Apple Inc. (NASDAQ:AAPL) CEO Tim Cook and Google Inc (NASDAQ:GOOG) boss Larry Page have had attorneys deployed all over the U.S. and even in several countries around the world, as each company has been very active in fighting and defending charges ranging from patent infringement to antitrust violations to privacy and security concerns. On this Friday, we will provide you with a couple updates on some recent legal issues involving both companies.
Apple Inc. (AAPL): Bitten by E-book Lawsuit?
Our first legal brief takes us to New York, where U.S. District Judge Denise Cote declared that Apple Inc. (NASDAQ:AAPL) must change its contracts with e-book publishing houses with which Cupertino was connected with a price-fixing scheme. Larry Neumeister of the Associated Press wrote that Cote’s order as a response to the initial ruling that stated Apple had colluded with several publishers to raise e-book prices. In the order, Cote said that Apple needs to take all collusion or price-fixing language out of all contracts with publishers, and Cote ordered a compliance officer to be in place for the next two years to ensure the contracts negotiated are compliant with her order.
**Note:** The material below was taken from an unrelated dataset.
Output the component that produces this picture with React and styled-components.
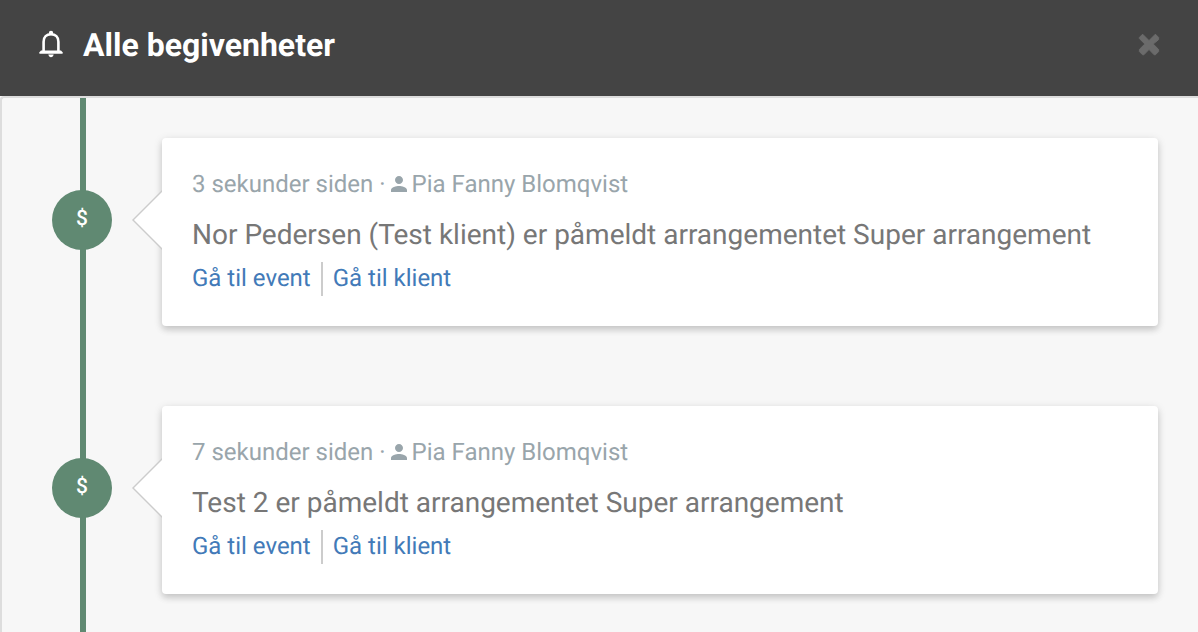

Apple Inc. (NASDAQ:AAPL) spokesperson Tom Neumayr, however, was quoted as saying that Apple will appeal the initial ruling and this subsequent order, claiming that Apple did not fit the legal definition of price-fixing.
Google Inc (GOOG) Still Wants to Read E-mails
On the opposite coast, U.S. District Judge Lucy Koh has Google Inc (NASDAQ:GOOG) in her courtroom in San Jose, Calif., where she has been hearing arguments in a class-action lawsuit from several Gmail account holders who claim that Google illegally scans and reads e-mail messages in violation of federal wiretap laws and California state privacy laws. Both sides presented their arguments, and Koh will issue a decision whether to proceed to a trial. She said she would consider Google’s request to dismiss, but as she did not grant that motion at the end of the hearing, and there seems to be a general impression that Koh will schedule a trial for sometime early next year.
Attorney Sean Rommel claimed that Google Inc (NASDAQ:GOOG) “reads, on a daily basis, every email that’s submitted, and when I say read, I mean looking at every word to determine meaning.”
As a less-than-stellar rebuttal, Google attorney Whitey Somvichian said that Gmail users “must necessarily expect that their emails will be subject to automated processing.” The plaintiffs also claim, however, that Google also scans e-mails sent to Gmail users from other e-mail clients – clients which did not require users to consent to Google policies.
What do you think? Between Apple Inc. (NASDAQ:AAPL) and Google Inc (NASDAQ:GOOG), which legal battle do you think will have the bigger impact on each company? Why do you think so? And if you are an major investor like fund managers David Einhorn in Apple or Philippe Laffont in Google, what might you do with your stake over the next six months and why?